Task requirements
All of the listing below must be repeated word for word. Pictures are the only thing to omit.

====

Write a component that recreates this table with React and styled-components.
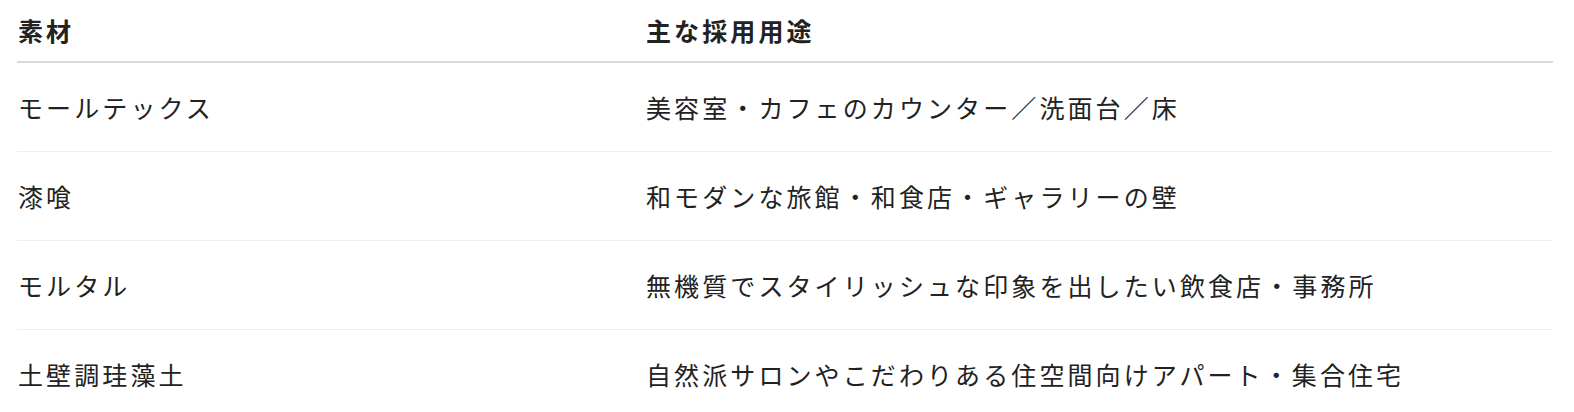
import React from 'react'
import styled, { createGlobalStyle } from 'styled-components'

const GlobalStyle = createGlobalStyle`
  html, body {
    margin: 0;
    padding: 0;
    background: #ffffff;
  }
  body {
    font-family: "Noto Sans CJK JP", "Noto Sans", sans-serif;
    color: #222222;
  }
`;

const Wrapper = styled.div`
  padding: 0 21px 0 17px;
`;

const Table = styled.div`
  display: flex;
  flex-direction: column;
  width: 1536px;
`;

const Row = styled.div`
  display: grid;
  grid-template-columns: 629px 1fr;
  align-items: center;
  height: ${props => props.head ? '61px' : '88px'};
  border-bottom: ${props => props.head ? '2px solid #d9d9d9' : '1px solid #efefef'};
`;

const Cell = styled.div`
  font-size: 25px;
  letter-spacing: 3.1px;
  line-height: 1.4;
  font-weight: ${props => props.head ? 700 : 400};
  padding-left: ${props => props.second ? '0' : '1px'};
  white-space: nowrap;
`;

const rows = [
    ['モールテックス', '美容室・カフェのカウンター／洗面台／床'],
    ['漆喰', '和モダンな旅館・和食店・ギャラリーの壁'],
    ['モルタル', '無機質でスタイリッシュな印象を出したい飲食店・事務所'],
    ['土壁調珪藻土', '自然派サロンやこだわりある住空間向けアパート・集合住宅'],
];

const App = () => {
    return (
        <Wrapper>
            <GlobalStyle />
            <Table>
                <Row head>
                    <Cell head>素材</Cell>
                    <Cell head second>主な採用用途</Cell>
                </Row>
                {rows.map(([material, use]) => (
                    <Row key={material}>
                        <Cell>{material}</Cell>
                        <Cell second>{use}</Cell>
                    </Row>
                ))}
            </Table>
        </Wrapper>
    );
};

export default App;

====

Solution
Write a component that recreates this table with React and styled-components.
import React from 'react'
import styled, { createGlobalStyle } from 'styled-components'

const GlobalStyle = createGlobalStyle`
  html, body {
    margin: 0;
    padding: 0;
    background: #ffffff;
  }
  body {
    font-family: "Noto Sans CJK JP", "Noto Sans", sans-serif;
    color: #222222;
  }
`;

const Wrapper = styled.div`
  padding: 0 21px 0 17px;
`;

const Table = styled.div`
  display: flex;
  flex-direction: column;
  width: 1536px;
`;

const Row = styled.div`
  display: grid;
  grid-template-columns: 629px 1fr;
  align-items: center;
  height: ${props => props.head ? '61px' : '88px'};
  border-bottom: ${props => props.head ? '2px solid #d9d9d9' : '1px solid #efefef'};
`;

const Cell = styled.div`
  font-size: 25px;
  letter-spacing: 3.1px;
  line-height: 1.4;
  font-weight: ${props => props.head ? 700 : 400};
  padding-left: ${props => props.second ? '0' : '1px'};
  white-space: nowrap;
`;

const rows = [
    ['モールテックス', '美容室・カフェのカウンター／洗面台／床'],
    ['漆喰', '和モダンな旅館・和食店・ギャラリーの壁'],
    ['モルタル', '無機質でスタイリッシュな印象を出したい飲食店・事務所'],
    ['土壁調珪藻土', '自然派サロンやこだわりある住空間向けアパート・集合住宅'],
];

const App = () => {
    return (
        <Wrapper>
            <GlobalStyle />
            <Table>
                <Row head>
                    <Cell head>素材</Cell>
                    <Cell head second>主な採用用途</Cell>
                </Row>
                {rows.map(([material, use]) => (
                    <Row key={material}>
                        <Cell>{material}</Cell>
                        <Cell second>{use}</Cell>
                    </Row>
                ))}
            </Table>
        </Wrapper>
    );
};

export default App;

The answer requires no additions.